**WRITTEN EXERCISE**
Repeat the listing word for word. No pictures belong in the copy.

Collection entries:
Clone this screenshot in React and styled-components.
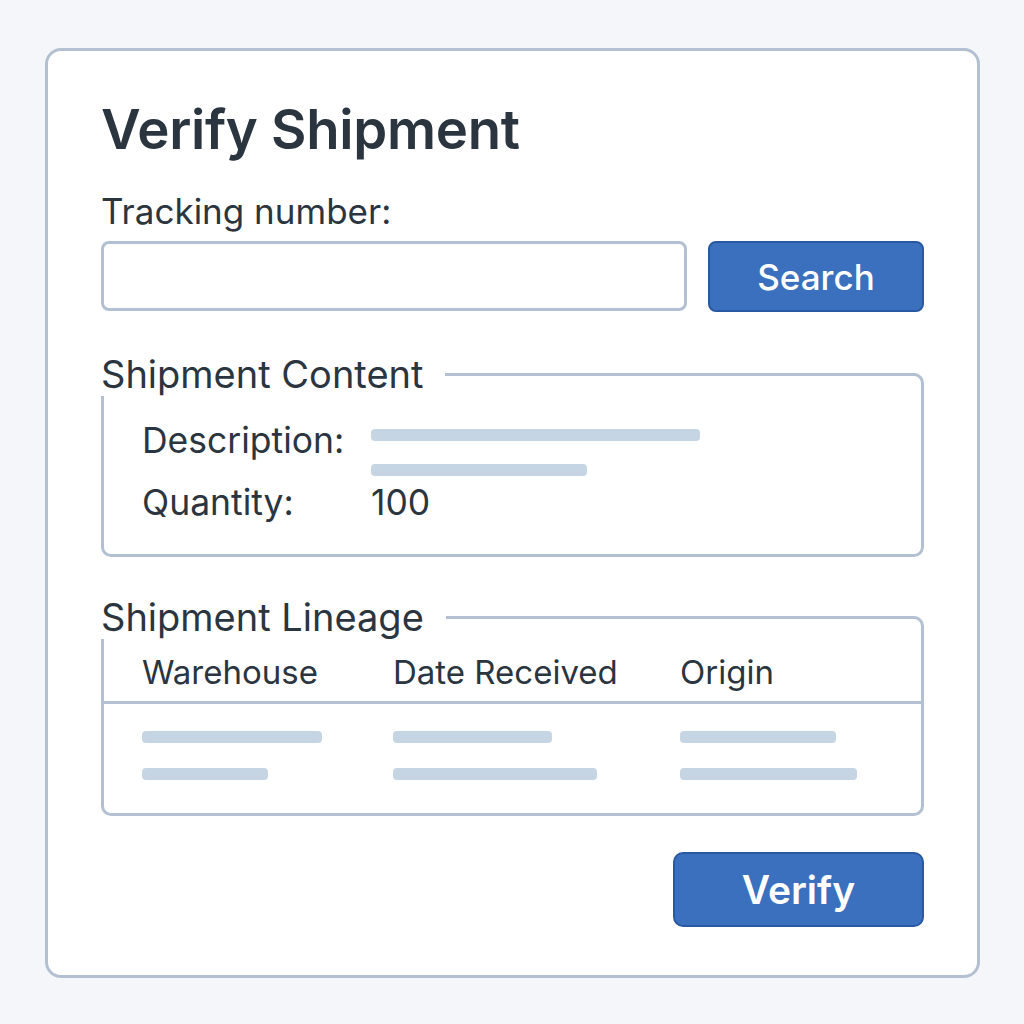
import React from "react";
import styled, { createGlobalStyle } from "styled-components";

const GlobalStyle = createGlobalStyle`
  html, body {
    margin: 0;
    padding: 0;
    background: #f4f6f9;
  }
  body {
    font-family: "Inter", "Liberation Sans", sans-serif;
    color: #2b3540;
  }
`;

const Page = styled.div`
  padding: 48px 44px 49px 45px;
`;

const Card = styled.div`
  width: 935px;
  box-sizing: border-box;
  background: #fff;
  border: 3px solid #b2c0d1;
  border-radius: 16px;
  padding: 50px 53px 48px 53px;
  display: flex;
  flex-direction: column;
`;

const Title = styled.h1`
  margin: 0;
  font-size: 54.5px;
  line-height: 56px;
  font-weight: 600;
  letter-spacing: -0.3px;
  color: #2b3540;
`;

const FieldLabel = styled.label`
  margin-top: 39px;
  font-size: 35px;
  line-height: 31px;
`;

const SearchRow = styled.div`
  margin-top: 14px;
  display: flex;
  gap: 21px;
`;

const TextInput = styled.input`
  flex: 1;
  height: 70px;
  box-sizing: border-box;
  border: 3px solid #b2c0d1;
  border-radius: 8px;
  background: #fff;
  outline: none;
  font-family: inherit;
  font-size: 30px;
  padding: 0 16px;
`;

const Button = styled.button`
  box-sizing: border-box;
  width: ${(p) => p.$w}px;
  height: ${(p) => p.$h}px;
  background: #3a70bd;
  border: 2px solid #2a59a3;
  border-radius: ${(p) => (p.$big ? 10 : 8)}px;
  color: #fff;
  font-family: inherit;
  font-size: ${(p) => (p.$big ? 39 : 35)}px;
  font-weight: ${(p) => (p.$big ? 600 : 500)};
  cursor: pointer;
`;

const Group = styled.section`
  position: relative;
  margin-top: ${(p) => p.$top}px;
  border: 3px solid #b2c0d1;
  border-radius: 10px;
`;

const Legend = styled.h2`
  position: absolute;
  top: -20px;
  left: -3px;
  margin: 0;
  padding: 0 22px 4px 0;
  background: #fff;
  font-size: 38px;
  line-height: 36px;
  font-weight: 400;
`;

const ContentGrid = styled.div`
  display: grid;
  grid-template-columns: 229px 1fr;
  row-gap: 7px;
  padding: 45px 38px 31px 38px;
  font-size: 35.5px;
  line-height: 40px;
`;

const Bars = styled.div`
  display: flex;
  flex-direction: column;
  gap: 23px;
  padding-top: 8px;
`;

const Bar = styled.div`
  width: ${(p) => p.$w}px;
  height: 12px;
  background: #c6d5e3;
  border-radius: 4px;
`;

const TableRow = styled.div`
  display: grid;
  grid-template-columns: 251px 287px 1fr;
  padding: 0 38px;
`;

const HeadRow = styled(TableRow)`
  padding-top: 33px;
  padding-bottom: 9px;
  border-bottom: 3px solid #b2c0d1;
  font-size: 33px;
  line-height: 40px;
`;

const BodyRows = styled.div`
  display: flex;
  flex-direction: column;
  gap: 25px;
  padding: 27px 0 33px 0;
`;

const Footer = styled.div`
  margin-top: 36px;
  display: flex;
  justify-content: flex-end;
`;

const rows = [
  [180, 159, 156],
  [126, 204, 177],
];

export default function App() {
  return (
    <Page>
      <GlobalStyle />
      <Card>
        <Title>Verify Shipment</Title>
        <FieldLabel htmlFor="tracking">Tracking number:</FieldLabel>
        <SearchRow>
          <TextInput id="tracking" type="text" />
          <Button $w={216} $h={71}>Search</Button>
        </SearchRow>

        <Group $top={61}>
          <Legend>Shipment Content</Legend>
          <ContentGrid>
            <span>Description:</span>
            <Bars>
              <Bar $w={329} />
              <Bar $w={216} />
            </Bars>
            <span>Quantity:</span>
            <span>100</span>
          </ContentGrid>
        </Group>

        <Group $top={59}>
          <Legend>Shipment Lineage</Legend>
          <HeadRow>
            <span>Warehouse</span>
            <span>Date Received</span>
            <span>Origin</span>
          </HeadRow>
          <BodyRows>
            {rows.map((r, i) => (
              <TableRow key={i}>
                {r.map((w, j) => (
                  <Bar key={j} $w={w} />
                ))}
              </TableRow>
            ))}
          </BodyRows>
        </Group>

        <Footer>
          <Button $w={251} $h={75} $big>Verify</Button>
        </Footer>
      </Card>
    </Page>
  );
}
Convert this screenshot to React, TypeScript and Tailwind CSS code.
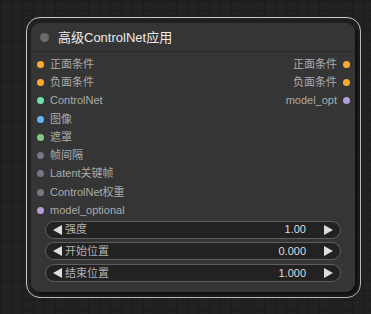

**WRITTEN RESPONSE**
Clone this screenshot in React and styled-components.
import React from "react";
import styled, { createGlobalStyle } from "styled-components";

const GlobalStyle = createGlobalStyle`
  html, body {
    margin: 0;
    padding: 0;
    background: #f4f6f9;
  }
  body {
    font-family: "Inter", "Liberation Sans", sans-serif;
    color: #2b3540;
  }
`;

const Page = styled.div`
  padding: 48px 44px 49px 45px;
`;

const Card = styled.div`
  width: 935px;
  box-sizing: border-box;
  background: #fff;
  border: 3px solid #b2c0d1;
  border-radius: 16px;
  padding: 50px 53px 48px 53px;
  display: flex;
  flex-direction: column;
`;

const Title = styled.h1`
  margin: 0;
  font-size: 54.5px;
  line-height: 56px;
  font-weight: 600;
  letter-spacing: -0.3px;
  color: #2b3540;
`;

const FieldLabel = styled.label`
  margin-top: 39px;
  font-size: 35px;
  line-height: 31px;
`;

const SearchRow = styled.div`
  margin-top: 14px;
  display: flex;
  gap: 21px;
`;

const TextInput = styled.input`
  flex: 1;
  height: 70px;
  box-sizing: border-box;
  border: 3px solid #b2c0d1;
  border-radius: 8px;
  background: #fff;
  outline: none;
  font-family: inherit;
  font-size: 30px;
  padding: 0 16px;
`;

const Button = styled.button`
  box-sizing: border-box;
  width: ${(p) => p.$w}px;
  height: ${(p) => p.$h}px;
  background: #3a70bd;
  border: 2px solid #2a59a3;
  border-radius: ${(p) => (p.$big ? 10 : 8)}px;
  color: #fff;
  font-family: inherit;
  font-size: ${(p) => (p.$big ? 39 : 35)}px;
  font-weight: ${(p) => (p.$big ? 600 : 500)};
  cursor: pointer;
`;

const Group = styled.section`
  position: relative;
  margin-top: ${(p) => p.$top}px;
  border: 3px solid #b2c0d1;
  border-radius: 10px;
`;

const Legend = styled.h2`
  position: absolute;
  top: -20px;
  left: -3px;
  margin: 0;
  padding: 0 22px 4px 0;
  background: #fff;
  font-size: 38px;
  line-height: 36px;
  font-weight: 400;
`;

const ContentGrid = styled.div`
  display: grid;
  grid-template-columns: 229px 1fr;
  row-gap: 7px;
  padding: 45px 38px 31px 38px;
  font-size: 35.5px;
  line-height: 40px;
`;

const Bars = styled.div`
  display: flex;
  flex-direction: column;
  gap: 23px;
  padding-top: 8px;
`;

const Bar = styled.div`
  width: ${(p) => p.$w}px;
  height: 12px;
  background: #c6d5e3;
  border-radius: 4px;
`;

const TableRow = styled.div`
  display: grid;
  grid-template-columns: 251px 287px 1fr;
  padding: 0 38px;
`;

const HeadRow = styled(TableRow)`
  padding-top: 33px;
  padding-bottom: 9px;
  border-bottom: 3px solid #b2c0d1;
  font-size: 33px;
  line-height: 40px;
`;

const BodyRows = styled.div`
  display: flex;
  flex-direction: column;
  gap: 25px;
  padding: 27px 0 33px 0;
`;

const Footer = styled.div`
  margin-top: 36px;
  display: flex;
  justify-content: flex-end;
`;

const rows = [
  [180, 159, 156],
  [126, 204, 177],
];

export default function App() {
  return (
    <Page>
      <GlobalStyle />
      <Card>
        <Title>Verify Shipment</Title>
        <FieldLabel htmlFor="tracking">Tracking number:</FieldLabel>
        <SearchRow>
          <TextInput id="tracking" type="text" />
          <Button $w={216} $h={71}>Search</Button>
        </SearchRow>

        <Group $top={61}>
          <Legend>Shipment Content</Legend>
          <ContentGrid>
            <span>Description:</span>
            <Bars>
              <Bar $w={329} />
              <Bar $w={216} />
            </Bars>
            <span>Quantity:</span>
            <span>100</span>
          </ContentGrid>
        </Group>

        <Group $top={59}>
          <Legend>Shipment Lineage</Legend>
          <HeadRow>
            <span>Warehouse</span>
            <span>Date Received</span>
            <span>Origin</span>
          </HeadRow>
          <BodyRows>
            {rows.map((r, i) => (
              <TableRow key={i}>
                {r.map((w, j) => (
                  <Bar key={j} $w={w} />
                ))}
              </TableRow>
            ))}
          </BodyRows>
        </Group>

        <Footer>
          <Button $w={251} $h={75} $big>Verify</Button>
        </Footer>
      </Card>
    </Page>
  );
}
Convert this screenshot to React, TypeScript and Tailwind CSS code.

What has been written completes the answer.